-- BEGIN Records supplied --
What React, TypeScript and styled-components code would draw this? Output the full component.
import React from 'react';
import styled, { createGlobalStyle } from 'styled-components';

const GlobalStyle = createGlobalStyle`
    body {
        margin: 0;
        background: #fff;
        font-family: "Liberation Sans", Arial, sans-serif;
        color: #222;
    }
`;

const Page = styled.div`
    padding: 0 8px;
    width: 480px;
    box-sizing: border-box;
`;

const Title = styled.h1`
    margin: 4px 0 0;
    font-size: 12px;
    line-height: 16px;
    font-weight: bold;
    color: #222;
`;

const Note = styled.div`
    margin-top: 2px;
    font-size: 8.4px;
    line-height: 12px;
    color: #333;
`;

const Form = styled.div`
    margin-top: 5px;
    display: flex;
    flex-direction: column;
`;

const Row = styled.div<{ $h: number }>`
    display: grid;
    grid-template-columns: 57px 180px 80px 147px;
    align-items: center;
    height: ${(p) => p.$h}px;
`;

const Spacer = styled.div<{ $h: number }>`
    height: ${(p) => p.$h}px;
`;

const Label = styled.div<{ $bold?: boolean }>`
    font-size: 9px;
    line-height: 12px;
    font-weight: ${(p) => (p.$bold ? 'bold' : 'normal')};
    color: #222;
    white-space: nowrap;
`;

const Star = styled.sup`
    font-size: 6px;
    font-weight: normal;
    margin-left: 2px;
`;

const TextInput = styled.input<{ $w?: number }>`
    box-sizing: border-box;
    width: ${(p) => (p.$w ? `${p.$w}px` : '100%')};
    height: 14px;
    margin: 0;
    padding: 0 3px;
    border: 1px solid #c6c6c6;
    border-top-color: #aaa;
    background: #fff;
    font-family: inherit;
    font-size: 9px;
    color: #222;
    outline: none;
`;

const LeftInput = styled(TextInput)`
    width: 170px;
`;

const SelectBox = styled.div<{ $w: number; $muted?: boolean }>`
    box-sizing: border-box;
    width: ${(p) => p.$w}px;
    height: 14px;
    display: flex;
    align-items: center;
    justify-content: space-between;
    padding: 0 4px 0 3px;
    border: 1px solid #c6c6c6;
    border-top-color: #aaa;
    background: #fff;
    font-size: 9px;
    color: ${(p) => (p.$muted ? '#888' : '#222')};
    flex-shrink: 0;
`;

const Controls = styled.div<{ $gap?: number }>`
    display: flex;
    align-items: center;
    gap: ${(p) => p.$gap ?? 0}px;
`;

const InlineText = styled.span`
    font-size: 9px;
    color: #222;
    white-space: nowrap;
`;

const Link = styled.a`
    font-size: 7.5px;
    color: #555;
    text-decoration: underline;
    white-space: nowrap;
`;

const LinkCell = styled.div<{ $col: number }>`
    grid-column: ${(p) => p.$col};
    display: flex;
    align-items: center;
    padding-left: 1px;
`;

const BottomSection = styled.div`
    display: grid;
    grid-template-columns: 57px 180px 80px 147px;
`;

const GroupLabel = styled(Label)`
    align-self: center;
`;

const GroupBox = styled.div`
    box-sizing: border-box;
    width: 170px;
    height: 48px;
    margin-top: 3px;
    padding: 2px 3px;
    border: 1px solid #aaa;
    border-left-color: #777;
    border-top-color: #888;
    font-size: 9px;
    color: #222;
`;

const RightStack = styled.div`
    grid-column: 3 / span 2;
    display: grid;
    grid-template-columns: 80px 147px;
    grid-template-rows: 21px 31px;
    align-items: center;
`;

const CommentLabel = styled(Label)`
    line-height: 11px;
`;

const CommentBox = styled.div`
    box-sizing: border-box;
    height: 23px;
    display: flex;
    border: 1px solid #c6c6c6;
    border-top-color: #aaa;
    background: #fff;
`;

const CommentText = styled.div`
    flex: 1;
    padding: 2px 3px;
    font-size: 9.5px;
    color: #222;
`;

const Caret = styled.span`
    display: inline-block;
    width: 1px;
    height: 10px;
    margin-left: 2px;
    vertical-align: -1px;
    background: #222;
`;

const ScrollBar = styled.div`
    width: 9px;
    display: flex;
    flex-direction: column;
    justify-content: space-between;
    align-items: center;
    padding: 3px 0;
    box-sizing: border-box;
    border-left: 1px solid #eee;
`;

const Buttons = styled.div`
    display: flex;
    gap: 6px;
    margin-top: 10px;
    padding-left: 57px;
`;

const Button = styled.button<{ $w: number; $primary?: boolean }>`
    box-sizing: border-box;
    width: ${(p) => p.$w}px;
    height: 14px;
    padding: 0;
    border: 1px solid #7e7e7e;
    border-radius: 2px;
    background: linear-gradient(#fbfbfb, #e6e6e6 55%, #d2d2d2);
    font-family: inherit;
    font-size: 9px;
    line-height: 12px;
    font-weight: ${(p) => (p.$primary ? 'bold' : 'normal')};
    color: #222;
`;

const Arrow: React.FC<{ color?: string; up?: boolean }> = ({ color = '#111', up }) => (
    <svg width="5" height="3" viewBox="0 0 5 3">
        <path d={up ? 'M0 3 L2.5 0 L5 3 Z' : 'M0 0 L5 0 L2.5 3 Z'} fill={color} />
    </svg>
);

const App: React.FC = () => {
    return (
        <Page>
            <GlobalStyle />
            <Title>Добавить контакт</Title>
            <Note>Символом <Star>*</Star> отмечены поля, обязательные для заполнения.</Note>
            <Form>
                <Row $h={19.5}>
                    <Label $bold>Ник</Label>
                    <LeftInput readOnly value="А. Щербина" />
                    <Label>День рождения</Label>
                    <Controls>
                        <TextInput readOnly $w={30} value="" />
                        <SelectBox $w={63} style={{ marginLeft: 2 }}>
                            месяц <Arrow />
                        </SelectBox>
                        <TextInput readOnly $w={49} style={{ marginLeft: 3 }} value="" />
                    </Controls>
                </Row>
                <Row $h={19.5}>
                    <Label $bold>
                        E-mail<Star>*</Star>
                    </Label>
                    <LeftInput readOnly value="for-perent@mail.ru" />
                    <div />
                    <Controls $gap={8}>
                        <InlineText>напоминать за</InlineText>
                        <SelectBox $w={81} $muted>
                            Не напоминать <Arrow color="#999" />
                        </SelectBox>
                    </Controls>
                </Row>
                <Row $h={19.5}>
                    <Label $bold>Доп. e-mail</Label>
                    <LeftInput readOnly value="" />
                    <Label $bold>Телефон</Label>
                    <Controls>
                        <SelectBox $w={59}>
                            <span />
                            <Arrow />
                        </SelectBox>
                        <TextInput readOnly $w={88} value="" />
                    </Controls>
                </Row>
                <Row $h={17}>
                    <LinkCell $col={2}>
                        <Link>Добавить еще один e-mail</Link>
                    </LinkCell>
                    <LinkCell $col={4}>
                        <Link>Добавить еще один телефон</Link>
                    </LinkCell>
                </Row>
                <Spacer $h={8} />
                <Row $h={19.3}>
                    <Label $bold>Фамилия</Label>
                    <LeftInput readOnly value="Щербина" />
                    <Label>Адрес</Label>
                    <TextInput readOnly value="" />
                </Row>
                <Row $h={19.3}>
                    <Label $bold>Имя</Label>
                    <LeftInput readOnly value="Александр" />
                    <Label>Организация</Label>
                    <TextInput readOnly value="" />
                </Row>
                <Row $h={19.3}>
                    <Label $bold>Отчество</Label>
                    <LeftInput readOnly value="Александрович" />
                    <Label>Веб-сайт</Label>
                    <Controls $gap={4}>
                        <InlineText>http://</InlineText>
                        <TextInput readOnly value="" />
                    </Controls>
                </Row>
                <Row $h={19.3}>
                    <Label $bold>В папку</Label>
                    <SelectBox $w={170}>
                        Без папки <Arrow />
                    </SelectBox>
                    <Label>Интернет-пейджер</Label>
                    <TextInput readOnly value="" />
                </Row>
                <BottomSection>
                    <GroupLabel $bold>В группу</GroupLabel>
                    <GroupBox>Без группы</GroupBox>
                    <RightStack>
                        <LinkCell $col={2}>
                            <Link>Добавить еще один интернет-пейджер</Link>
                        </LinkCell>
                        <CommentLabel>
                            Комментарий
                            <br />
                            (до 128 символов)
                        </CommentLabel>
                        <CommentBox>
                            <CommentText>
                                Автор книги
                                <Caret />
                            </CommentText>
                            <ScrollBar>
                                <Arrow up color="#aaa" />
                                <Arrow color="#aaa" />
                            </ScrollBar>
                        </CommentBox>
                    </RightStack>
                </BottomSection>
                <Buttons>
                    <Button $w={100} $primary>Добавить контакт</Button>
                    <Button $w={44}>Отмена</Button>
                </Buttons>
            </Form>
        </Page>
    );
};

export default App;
-- END Records supplied --
-- BEGIN Records supplied --
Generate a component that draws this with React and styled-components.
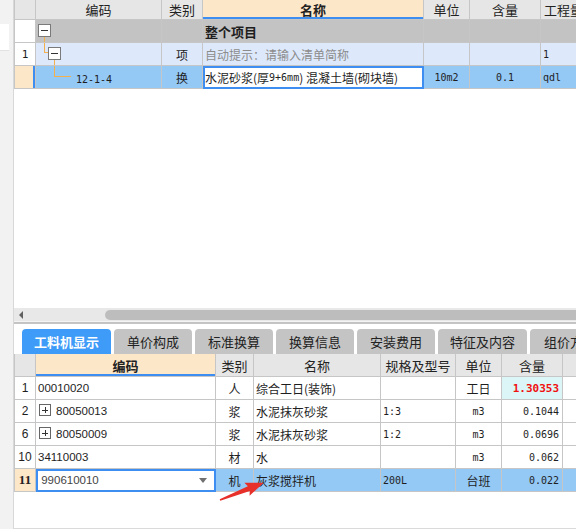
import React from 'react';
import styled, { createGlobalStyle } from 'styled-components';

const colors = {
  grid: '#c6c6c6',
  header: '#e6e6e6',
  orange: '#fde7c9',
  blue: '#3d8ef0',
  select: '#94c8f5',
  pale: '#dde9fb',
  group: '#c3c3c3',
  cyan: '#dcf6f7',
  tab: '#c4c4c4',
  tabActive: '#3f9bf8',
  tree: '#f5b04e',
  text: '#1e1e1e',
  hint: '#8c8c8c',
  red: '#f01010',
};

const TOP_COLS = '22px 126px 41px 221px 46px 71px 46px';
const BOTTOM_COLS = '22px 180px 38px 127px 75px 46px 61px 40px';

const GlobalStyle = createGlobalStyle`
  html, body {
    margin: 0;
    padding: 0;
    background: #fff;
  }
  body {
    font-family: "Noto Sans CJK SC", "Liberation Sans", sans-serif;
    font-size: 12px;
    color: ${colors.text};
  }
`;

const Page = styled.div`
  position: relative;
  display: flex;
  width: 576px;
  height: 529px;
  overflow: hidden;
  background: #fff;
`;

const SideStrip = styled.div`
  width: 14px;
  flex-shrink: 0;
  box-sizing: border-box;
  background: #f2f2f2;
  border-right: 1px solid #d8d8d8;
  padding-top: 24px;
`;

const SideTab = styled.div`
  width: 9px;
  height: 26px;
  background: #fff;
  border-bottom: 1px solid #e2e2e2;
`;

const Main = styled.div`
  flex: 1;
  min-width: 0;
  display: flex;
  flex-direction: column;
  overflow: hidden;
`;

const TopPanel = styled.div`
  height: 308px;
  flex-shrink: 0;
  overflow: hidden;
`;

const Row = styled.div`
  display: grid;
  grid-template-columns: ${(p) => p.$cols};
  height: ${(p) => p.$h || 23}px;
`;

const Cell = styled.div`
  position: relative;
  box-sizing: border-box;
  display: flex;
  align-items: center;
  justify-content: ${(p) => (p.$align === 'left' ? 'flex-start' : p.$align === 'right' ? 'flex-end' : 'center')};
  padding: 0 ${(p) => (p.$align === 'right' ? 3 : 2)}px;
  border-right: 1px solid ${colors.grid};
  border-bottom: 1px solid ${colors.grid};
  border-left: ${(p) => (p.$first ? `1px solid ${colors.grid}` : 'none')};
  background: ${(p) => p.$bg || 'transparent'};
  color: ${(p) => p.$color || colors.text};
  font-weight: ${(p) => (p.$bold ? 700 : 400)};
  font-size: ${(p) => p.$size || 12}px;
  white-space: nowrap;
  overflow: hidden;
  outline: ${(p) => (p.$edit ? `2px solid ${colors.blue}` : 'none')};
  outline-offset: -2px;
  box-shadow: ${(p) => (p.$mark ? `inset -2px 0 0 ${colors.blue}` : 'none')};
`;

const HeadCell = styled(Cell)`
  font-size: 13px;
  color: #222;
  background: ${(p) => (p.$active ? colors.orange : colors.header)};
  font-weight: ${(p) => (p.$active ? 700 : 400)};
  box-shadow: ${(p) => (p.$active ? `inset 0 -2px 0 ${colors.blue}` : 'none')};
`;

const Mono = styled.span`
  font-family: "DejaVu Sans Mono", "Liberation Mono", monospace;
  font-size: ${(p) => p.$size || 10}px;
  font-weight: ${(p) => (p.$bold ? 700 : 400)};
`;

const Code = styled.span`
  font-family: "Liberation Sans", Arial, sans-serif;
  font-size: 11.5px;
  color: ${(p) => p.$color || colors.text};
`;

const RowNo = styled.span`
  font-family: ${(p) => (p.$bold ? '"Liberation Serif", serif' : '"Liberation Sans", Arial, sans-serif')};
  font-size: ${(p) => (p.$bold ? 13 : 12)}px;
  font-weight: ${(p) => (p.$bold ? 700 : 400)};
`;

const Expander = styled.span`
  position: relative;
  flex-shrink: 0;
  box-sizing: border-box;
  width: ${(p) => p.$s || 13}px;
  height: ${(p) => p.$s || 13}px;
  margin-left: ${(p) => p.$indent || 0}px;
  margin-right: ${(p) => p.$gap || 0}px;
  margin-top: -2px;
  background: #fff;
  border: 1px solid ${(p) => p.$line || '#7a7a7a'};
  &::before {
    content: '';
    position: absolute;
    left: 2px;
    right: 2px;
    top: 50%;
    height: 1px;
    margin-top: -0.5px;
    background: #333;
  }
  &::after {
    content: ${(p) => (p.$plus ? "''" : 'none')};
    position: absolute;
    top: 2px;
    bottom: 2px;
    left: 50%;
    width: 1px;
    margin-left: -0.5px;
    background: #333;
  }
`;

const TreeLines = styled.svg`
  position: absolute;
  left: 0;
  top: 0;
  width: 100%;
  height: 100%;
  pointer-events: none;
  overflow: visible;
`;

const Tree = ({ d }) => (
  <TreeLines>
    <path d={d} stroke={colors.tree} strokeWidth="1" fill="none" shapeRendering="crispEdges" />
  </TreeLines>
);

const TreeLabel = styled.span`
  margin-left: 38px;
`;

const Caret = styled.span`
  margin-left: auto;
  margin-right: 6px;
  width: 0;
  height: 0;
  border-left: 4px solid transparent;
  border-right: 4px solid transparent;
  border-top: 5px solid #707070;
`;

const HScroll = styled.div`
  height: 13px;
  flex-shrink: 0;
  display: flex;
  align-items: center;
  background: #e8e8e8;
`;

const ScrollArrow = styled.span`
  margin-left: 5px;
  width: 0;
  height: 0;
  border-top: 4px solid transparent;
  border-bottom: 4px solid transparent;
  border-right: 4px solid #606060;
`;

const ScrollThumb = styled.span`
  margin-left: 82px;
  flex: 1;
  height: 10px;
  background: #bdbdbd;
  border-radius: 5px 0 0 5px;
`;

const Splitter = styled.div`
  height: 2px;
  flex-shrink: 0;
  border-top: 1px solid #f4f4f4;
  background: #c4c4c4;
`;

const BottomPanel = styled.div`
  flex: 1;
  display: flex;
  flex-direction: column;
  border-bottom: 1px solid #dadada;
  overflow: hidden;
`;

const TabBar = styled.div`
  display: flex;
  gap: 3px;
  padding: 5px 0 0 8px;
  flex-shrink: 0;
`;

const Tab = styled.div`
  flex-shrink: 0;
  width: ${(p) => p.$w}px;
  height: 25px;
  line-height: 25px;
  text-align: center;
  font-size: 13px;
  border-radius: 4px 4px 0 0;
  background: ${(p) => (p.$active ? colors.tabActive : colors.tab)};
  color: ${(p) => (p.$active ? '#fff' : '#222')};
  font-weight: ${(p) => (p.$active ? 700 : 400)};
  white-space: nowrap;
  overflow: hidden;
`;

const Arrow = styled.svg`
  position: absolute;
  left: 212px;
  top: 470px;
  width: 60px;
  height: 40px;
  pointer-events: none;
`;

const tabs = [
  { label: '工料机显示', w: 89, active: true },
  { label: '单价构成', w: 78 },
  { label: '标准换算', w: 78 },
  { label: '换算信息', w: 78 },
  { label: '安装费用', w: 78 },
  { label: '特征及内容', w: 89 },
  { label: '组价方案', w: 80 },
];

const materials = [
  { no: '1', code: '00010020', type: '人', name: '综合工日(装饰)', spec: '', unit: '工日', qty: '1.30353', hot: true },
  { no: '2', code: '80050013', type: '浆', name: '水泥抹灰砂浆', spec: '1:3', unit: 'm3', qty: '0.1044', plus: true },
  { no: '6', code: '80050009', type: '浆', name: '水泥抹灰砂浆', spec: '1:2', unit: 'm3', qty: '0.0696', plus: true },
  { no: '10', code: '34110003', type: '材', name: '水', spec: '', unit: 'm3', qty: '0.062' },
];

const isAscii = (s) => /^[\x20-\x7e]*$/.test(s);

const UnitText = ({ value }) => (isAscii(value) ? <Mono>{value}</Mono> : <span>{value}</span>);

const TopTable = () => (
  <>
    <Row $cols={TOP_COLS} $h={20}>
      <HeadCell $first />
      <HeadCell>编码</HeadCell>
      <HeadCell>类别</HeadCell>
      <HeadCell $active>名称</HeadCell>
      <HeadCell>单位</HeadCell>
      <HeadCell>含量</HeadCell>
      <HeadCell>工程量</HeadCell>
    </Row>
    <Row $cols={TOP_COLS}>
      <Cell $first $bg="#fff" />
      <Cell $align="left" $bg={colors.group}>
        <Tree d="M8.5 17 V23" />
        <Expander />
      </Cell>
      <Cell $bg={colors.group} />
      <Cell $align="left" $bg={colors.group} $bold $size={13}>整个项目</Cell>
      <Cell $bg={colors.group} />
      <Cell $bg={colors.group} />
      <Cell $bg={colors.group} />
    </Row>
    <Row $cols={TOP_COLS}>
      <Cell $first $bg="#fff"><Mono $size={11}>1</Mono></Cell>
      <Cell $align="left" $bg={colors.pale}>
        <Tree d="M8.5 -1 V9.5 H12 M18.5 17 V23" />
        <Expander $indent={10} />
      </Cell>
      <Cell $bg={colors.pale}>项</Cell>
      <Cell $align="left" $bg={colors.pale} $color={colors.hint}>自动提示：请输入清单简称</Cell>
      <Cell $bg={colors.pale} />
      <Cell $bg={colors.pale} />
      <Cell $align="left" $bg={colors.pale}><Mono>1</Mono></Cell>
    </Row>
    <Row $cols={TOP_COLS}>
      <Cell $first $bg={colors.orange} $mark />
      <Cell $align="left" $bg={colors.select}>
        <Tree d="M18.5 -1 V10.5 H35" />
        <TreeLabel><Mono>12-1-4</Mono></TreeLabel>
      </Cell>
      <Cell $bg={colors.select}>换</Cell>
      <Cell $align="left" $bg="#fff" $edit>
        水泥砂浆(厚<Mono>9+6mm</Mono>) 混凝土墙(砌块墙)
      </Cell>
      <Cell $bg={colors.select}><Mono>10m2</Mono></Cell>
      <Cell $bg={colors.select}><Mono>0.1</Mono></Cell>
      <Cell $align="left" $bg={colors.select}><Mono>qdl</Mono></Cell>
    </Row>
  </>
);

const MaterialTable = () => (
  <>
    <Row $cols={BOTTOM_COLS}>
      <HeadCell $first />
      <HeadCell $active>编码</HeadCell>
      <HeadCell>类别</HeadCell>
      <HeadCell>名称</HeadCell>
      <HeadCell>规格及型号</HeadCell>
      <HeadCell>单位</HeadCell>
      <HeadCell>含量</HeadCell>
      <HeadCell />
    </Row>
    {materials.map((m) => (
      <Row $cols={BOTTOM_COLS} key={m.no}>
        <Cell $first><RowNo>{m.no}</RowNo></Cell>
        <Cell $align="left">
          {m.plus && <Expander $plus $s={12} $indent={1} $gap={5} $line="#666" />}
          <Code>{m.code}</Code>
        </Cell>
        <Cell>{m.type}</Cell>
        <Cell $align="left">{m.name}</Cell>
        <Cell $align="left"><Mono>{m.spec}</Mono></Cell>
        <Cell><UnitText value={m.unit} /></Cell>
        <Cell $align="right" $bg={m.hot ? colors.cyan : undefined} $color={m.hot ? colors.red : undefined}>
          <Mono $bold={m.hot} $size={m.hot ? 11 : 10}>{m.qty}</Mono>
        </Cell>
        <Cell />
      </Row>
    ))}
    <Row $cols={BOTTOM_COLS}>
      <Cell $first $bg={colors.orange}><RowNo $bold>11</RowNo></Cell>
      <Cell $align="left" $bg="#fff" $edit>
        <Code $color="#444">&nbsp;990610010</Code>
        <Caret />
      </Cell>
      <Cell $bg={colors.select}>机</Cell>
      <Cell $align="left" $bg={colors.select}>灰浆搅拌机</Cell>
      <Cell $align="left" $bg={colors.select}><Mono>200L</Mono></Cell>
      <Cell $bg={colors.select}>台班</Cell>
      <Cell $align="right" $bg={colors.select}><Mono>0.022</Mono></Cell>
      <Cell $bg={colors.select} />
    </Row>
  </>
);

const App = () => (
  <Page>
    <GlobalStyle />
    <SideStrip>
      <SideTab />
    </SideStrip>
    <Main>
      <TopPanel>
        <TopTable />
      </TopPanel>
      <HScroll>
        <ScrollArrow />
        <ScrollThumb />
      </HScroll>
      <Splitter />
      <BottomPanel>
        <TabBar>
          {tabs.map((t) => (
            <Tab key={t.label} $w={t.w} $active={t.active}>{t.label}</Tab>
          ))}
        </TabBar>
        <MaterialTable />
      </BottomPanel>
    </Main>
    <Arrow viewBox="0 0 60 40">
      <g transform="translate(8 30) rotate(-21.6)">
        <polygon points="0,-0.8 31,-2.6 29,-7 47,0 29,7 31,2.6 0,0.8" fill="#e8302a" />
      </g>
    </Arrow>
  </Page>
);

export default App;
-- END Records supplied --
Copy exactly the material above from the line with "Generate a component" to the line with "const BOTTOM_COLS = '22px", ends included, and nothing else. Leave out any picture.

Generate a component that draws this with React and styled-components.
import React from 'react';
import styled, { createGlobalStyle } from 'styled-components';

const colors = {
  grid: '#c6c6c6',
  header: '#e6e6e6',
  orange: '#fde7c9',
  blue: '#3d8ef0',
  select: '#94c8f5',
  pale: '#dde9fb',
  group: '#c3c3c3',
  cyan: '#dcf6f7',
  tab: '#c4c4c4',
  tabActive: '#3f9bf8',
  tree: '#f5b04e',
  text: '#1e1e1e',
  hint: '#8c8c8c',
  red: '#f01010',
};

const TOP_COLS = '22px 126px 41px 221px 46px 71px 46px';
const BOTTOM_COLS = '22px 180px 38px 127px 75px 46px 61px 40px';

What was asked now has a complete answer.